Потому что Такой Писатель немыслим вне контекста традиции, его взрастившей, вне контекста многими судьбами освященных вер и принципов, моделей письма и поведения. «Не слышался даже мерный скрип моей авторучки», — характерное смещение в образе: мерно скрипит не ручка, нервная и скользкая, — скрипит требующее навыка правильного нажима перо. Павлов-писатель принес нам из позапрошлого века скрип пера и благовест о неумирающей русской традиции.
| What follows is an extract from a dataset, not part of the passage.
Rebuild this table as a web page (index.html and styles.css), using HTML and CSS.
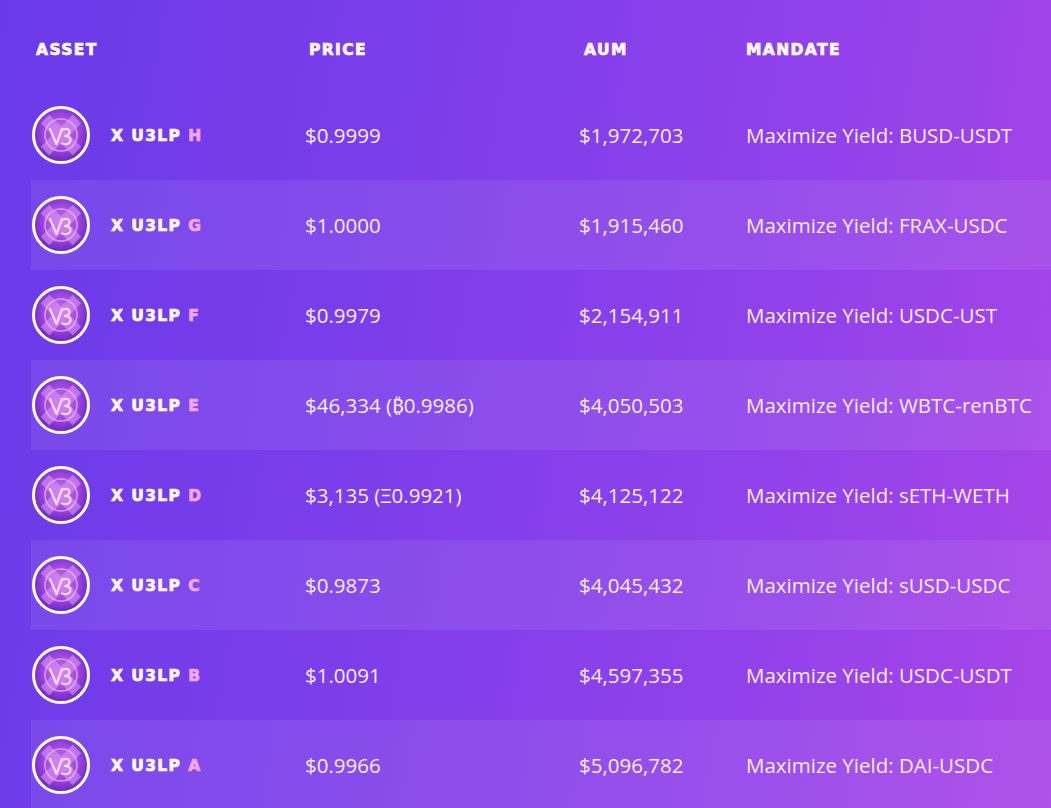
FILE: index.html
```html
<!DOCTYPE html>
<html>
<head>
<meta charset="utf-8">
<link rel="stylesheet" href="styles.css">
</head>
<body>
<svg width="0" height="0" class="defs">
  <defs>
    <radialGradient id="coin" cx="50%" cy="45%" r="55%">
      <stop offset="0" stop-color="#c173ee"/>
      <stop offset="0.6" stop-color="#9a45df"/>
      <stop offset="1" stop-color="#6a22c0"/>
    </radialGradient>
    <symbol id="u3" viewBox="0 0 60 60">
      <circle cx="30" cy="30" r="27.5" fill="url(#coin)" stroke="#fff" stroke-width="3"/>
      <path d="M14 14 L46 46 M46 14 L14 46" stroke="#da95f3" stroke-width="12" stroke-linecap="butt" opacity="0.6"/>
      <circle cx="30" cy="30" r="16" fill="none" stroke="#f0b4f5" stroke-width="1.6" opacity="0.75"/>
      <path d="M19 24 L25.5 39 L31 24" fill="none" stroke="#ffd6f7" stroke-width="2.2" stroke-linejoin="round" stroke-linecap="round"/>
      <path d="M31 25 Q38 22 38.5 27 Q38.5 30.5 34 31 Q40 31.5 39.5 35.5 Q38.5 40.5 31 38.5" fill="none" stroke="#ffd6f7" stroke-width="2.2" stroke-linecap="round" stroke-linejoin="round"/>
    </symbol>
  </defs>
</svg>
<div class="table">
  <div class="row head">
    <div class="hcell h-asset">ASSET</div>
    <div class="hcell h-price">PRICE</div>
    <div class="hcell h-aum">AUM</div>
    <div class="hcell h-mandate">MANDATE</div>
  </div>

  <div class="row">
    <div class="asset"><svg class="icon"><use href="#u3"/></svg><span class="name">X U3LP <b>H</b></span></div>
    <div class="cell">$0.9999</div>
    <div class="cell">$1,972,703</div>
    <div class="cell">Maximize Yield: BUSD-USDT</div>
  </div>
  <div class="row alt">
    <div class="asset"><svg class="icon"><use href="#u3"/></svg><span class="name">X U3LP <b>G</b></span></div>
    <div class="cell">$1.0000</div>
    <div class="cell">$1,915,460</div>
    <div class="cell">Maximize Yield: FRAX-USDC</div>
  </div>
  <div class="row">
    <div class="asset"><svg class="icon"><use href="#u3"/></svg><span class="name">X U3LP <b>F</b></span></div>
    <div class="cell">$0.9979</div>
    <div class="cell">$2,154,911</div>
    <div class="cell">Maximize Yield: USDC-UST</div>
  </div>
  <div class="row alt">
    <div class="asset"><svg class="icon"><use href="#u3"/></svg><span class="name">X U3LP <b>E</b></span></div>
    <div class="cell">$46,334 (₿0.9986)</div>
    <div class="cell">$4,050,503</div>
    <div class="cell">Maximize Yield: WBTC-renBTC</div>
  </div>
  <div class="row">
    <div class="asset"><svg class="icon"><use href="#u3"/></svg><span class="name">X U3LP <b>D</b></span></div>
    <div class="cell">$3,135 (Ξ0.9921)</div>
    <div class="cell">$4,125,122</div>
    <div class="cell">Maximize Yield: sETH-WETH</div>
  </div>
  <div class="row alt">
    <div class="asset"><svg class="icon"><use href="#u3"/></svg><span class="name">X U3LP <b>C</b></span></div>
    <div class="cell">$0.9873</div>
    <div class="cell">$4,045,432</div>
    <div class="cell">Maximize Yield: sUSD-USDC</div>
  </div>
  <div class="row">
    <div class="asset"><svg class="icon"><use href="#u3"/></svg><span class="name">X U3LP <b>B</b></span></div>
    <div class="cell">$1.0091</div>
    <div class="cell">$4,597,355</div>
    <div class="cell">Maximize Yield: USDC-USDT</div>
  </div>
  <div class="row alt">
    <div class="asset"><svg class="icon"><use href="#u3"/></svg><span class="name">X U3LP <b>A</b></span></div>
    <div class="cell">$0.9966</div>
    <div class="cell">$5,096,782</div>
    <div class="cell">Maximize Yield: DAI-USDC</div>
  </div>
</div>
</body>
</html>
```

FILE: styles.css
```css
html, body {
  margin: 0;
  padding: 0;
  height: 100%;
  overflow: hidden;
}
body {
  background: linear-gradient(100deg, #6a3ae9 0%, #7e3eea 40%, #9442ea 75%, #a946e8 100%);
  color: #f6ebff;
  font-family: "Open Sans", "Noto Sans", sans-serif;
}
.defs {
  position: absolute;
  width: 0;
  height: 0;
}
.table {
  padding-left: 31px;
}
.row {
  display: grid;
  grid-template-columns: 274px 274px 167px 1fr;
  height: 90px;
  align-items: center;
}
.row.alt {
  background: rgba(255, 255, 255, 0.075);
}
.row.head {
  padding-top: 10px;
  height: 80px;
}
.hcell, .name {
  font-family: "DejaVu Sans", sans-serif;
  font-weight: bold;
  font-size: 15.5px;
  letter-spacing: 1.4px;
  -webkit-text-stroke: 0.7px currentColor;
  color: #fff8ff;
}
.name {
  padding-top: 2px;
}
.h-asset { padding-left: 5px; }
.h-price { padding-left: 4px; }
.h-aum { padding-left: 5px; }
.h-mandate { padding-left: 0; }
.asset {
  display: flex;
  align-items: center;
  gap: 20px;
}
.icon {
  width: 60px;
  height: 60px;
  display: block;
}
.name b {
  color: #f2a9f2;
}
.cell {
  font-size: 20.5px;
  white-space: nowrap;
}
```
«Традиция», «правда», «опыт» — ключевые, даже по частотному анализу, слова в критике Павлова. «Опыт» у него не просто прожитое, а настоящее познание, приобщение к «правде» через личный опыт. Но «опыт» еще и синоним традиции, совокупности текстов русской классической литературы (в этом смысле фраза «воплощенные опыты» означает похвалу состоявшимся в русле традиции современным писателям).
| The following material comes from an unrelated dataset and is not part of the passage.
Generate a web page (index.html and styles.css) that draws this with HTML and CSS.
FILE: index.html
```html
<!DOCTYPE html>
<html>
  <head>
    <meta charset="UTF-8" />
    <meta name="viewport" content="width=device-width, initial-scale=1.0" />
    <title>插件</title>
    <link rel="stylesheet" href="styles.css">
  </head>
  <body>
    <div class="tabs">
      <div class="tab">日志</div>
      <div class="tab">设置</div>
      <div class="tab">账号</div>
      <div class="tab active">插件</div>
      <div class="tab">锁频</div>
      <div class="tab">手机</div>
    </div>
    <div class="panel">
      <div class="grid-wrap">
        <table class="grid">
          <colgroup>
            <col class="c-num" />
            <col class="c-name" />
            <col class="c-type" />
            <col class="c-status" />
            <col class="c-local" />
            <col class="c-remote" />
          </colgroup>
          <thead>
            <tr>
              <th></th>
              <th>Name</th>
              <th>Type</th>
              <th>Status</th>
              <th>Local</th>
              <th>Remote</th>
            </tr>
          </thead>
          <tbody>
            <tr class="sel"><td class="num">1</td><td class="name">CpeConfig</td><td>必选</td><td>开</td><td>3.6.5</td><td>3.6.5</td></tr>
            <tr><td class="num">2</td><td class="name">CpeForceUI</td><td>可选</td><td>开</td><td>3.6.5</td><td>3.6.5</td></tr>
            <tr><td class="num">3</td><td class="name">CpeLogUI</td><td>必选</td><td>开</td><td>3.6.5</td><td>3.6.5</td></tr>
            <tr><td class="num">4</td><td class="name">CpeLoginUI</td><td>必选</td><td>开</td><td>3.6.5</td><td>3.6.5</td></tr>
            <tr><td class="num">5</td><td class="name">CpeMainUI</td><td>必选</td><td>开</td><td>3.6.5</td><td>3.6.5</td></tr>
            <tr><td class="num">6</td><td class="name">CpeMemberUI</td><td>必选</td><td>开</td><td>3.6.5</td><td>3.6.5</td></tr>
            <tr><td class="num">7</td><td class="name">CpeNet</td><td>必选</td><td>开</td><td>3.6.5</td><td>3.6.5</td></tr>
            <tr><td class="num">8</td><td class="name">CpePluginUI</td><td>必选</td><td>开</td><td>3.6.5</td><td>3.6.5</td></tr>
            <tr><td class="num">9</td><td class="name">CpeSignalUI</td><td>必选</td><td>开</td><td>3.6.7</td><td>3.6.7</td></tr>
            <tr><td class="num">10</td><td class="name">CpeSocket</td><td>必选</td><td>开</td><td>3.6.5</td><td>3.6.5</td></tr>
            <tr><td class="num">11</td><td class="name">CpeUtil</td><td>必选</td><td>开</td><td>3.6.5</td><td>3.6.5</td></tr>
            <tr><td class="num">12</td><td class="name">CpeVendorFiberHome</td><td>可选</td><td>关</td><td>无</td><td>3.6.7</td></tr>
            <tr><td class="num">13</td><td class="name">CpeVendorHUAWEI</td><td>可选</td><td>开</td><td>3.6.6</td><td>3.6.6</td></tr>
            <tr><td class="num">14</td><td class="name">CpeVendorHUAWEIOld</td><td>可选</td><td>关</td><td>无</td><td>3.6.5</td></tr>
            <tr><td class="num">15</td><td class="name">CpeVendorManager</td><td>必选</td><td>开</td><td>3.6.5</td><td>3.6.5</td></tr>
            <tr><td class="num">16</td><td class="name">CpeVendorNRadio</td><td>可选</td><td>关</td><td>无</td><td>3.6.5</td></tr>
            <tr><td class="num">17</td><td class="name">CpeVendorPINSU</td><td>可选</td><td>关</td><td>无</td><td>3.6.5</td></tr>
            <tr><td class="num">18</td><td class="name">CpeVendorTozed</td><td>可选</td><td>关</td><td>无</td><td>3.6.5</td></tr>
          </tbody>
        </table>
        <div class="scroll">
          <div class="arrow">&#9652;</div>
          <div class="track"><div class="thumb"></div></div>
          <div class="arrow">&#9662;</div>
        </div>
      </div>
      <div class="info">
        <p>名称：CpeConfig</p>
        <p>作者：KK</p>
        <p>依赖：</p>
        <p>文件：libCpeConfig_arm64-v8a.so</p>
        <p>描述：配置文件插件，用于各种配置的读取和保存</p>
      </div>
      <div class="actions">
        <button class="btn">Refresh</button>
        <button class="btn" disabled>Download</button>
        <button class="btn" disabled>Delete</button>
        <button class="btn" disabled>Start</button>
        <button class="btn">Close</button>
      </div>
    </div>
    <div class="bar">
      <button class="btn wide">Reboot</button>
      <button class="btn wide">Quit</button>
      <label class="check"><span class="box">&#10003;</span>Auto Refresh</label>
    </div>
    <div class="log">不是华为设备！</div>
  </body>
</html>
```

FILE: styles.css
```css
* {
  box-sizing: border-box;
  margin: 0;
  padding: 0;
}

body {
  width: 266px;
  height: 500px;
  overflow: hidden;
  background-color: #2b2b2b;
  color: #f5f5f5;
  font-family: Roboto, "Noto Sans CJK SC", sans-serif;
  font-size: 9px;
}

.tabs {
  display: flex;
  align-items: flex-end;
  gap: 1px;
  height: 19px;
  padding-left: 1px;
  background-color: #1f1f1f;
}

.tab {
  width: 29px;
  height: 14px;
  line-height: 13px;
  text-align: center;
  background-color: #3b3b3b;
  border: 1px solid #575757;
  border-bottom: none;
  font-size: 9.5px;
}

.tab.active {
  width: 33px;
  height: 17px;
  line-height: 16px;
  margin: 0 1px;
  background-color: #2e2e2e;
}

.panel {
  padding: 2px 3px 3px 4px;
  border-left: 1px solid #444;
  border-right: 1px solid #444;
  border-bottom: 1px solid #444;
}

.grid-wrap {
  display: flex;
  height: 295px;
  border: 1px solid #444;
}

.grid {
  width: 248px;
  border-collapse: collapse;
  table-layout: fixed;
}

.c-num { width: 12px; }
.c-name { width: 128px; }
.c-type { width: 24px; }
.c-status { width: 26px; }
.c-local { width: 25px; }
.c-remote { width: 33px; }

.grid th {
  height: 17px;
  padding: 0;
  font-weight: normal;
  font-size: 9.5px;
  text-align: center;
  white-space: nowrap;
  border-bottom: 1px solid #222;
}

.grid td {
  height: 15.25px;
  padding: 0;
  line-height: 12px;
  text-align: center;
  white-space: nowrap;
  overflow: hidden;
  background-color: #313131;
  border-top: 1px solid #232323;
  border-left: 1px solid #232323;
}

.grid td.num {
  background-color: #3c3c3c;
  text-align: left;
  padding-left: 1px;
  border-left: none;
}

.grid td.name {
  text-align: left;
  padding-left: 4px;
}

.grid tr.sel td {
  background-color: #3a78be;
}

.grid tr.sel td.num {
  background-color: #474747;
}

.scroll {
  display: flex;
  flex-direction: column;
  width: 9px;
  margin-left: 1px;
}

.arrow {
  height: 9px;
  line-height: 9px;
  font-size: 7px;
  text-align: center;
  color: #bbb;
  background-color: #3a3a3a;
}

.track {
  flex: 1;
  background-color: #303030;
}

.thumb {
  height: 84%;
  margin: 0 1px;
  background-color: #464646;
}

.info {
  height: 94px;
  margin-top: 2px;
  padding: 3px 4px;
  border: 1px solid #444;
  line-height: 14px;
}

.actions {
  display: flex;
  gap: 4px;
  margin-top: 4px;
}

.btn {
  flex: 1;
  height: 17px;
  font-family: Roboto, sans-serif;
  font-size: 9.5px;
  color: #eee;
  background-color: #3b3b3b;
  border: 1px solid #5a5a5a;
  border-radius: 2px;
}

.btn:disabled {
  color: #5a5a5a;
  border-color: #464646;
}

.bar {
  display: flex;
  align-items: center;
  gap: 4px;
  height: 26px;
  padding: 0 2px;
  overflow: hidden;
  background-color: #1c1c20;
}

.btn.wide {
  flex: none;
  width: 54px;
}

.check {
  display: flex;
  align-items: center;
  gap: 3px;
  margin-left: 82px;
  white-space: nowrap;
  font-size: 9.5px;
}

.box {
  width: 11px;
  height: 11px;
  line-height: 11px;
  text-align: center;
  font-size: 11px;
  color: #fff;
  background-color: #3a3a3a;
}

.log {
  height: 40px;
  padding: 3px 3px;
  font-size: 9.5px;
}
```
Вопреки спорам о многих литературах, Павлов признает собственно литературой только тексты в духе высокой «национальной художественной традиции». Подобные тексты он называет «прозой» — в разрядку и в смысле самом возвышенном. Потому что «проза» для Павлова все равно что «поэзия» в устах иного утонченного эстета: это оценочное, восторженное прозвище литературы. В представлении Павлова о русской «прозе» немало простодушия. Он переоценивает абсолютность «классического типа» «нашей национальной литературы», полагая, что когда-то на Руси были читаемы и творили исключительно Пушкины с Достоевскими, что с ними никогда не смела соперничать ушлая беллетристика — «совершенно новый», по мнению Павлова, «тип литературы». Классика у Павлова — абсолют, по законам которого строится мироздание русской литературы. Классика — архетип всего русского, так что ход поперек литературной традиции воспринимается им как возмутительная попытка «преобразования самого русского культурного типа».
Вера в абсолютность модели писателя и литературы образца девятнадцатого века сопротивляется в Павлове веяниям новых эпох. По отношению к новому, не освященному «опытом», Павлов весьма насторожен.
Досадно читать сетования Павлова на какое-нибудь нововведение в литературном журнале — на том лишь основании, что прежде «ничего подобного в журналах не заводилось». И столь же досадно, когда Павлов попрекает именем классика — современность. Когда, скажем, убеждает нас в том, что «Новый мир» жив одним днем — «Одним днем Ивана Денисовича». По Павлову, «духом и смыслом» журнала, сыгравшего в судьбе этого произведения роль «отпавших ступеней ракеты», бесполезных после запуска классика, так и останется Солженицын. Будущее русской литературы, прогнись под прошлое «громадного писателя»!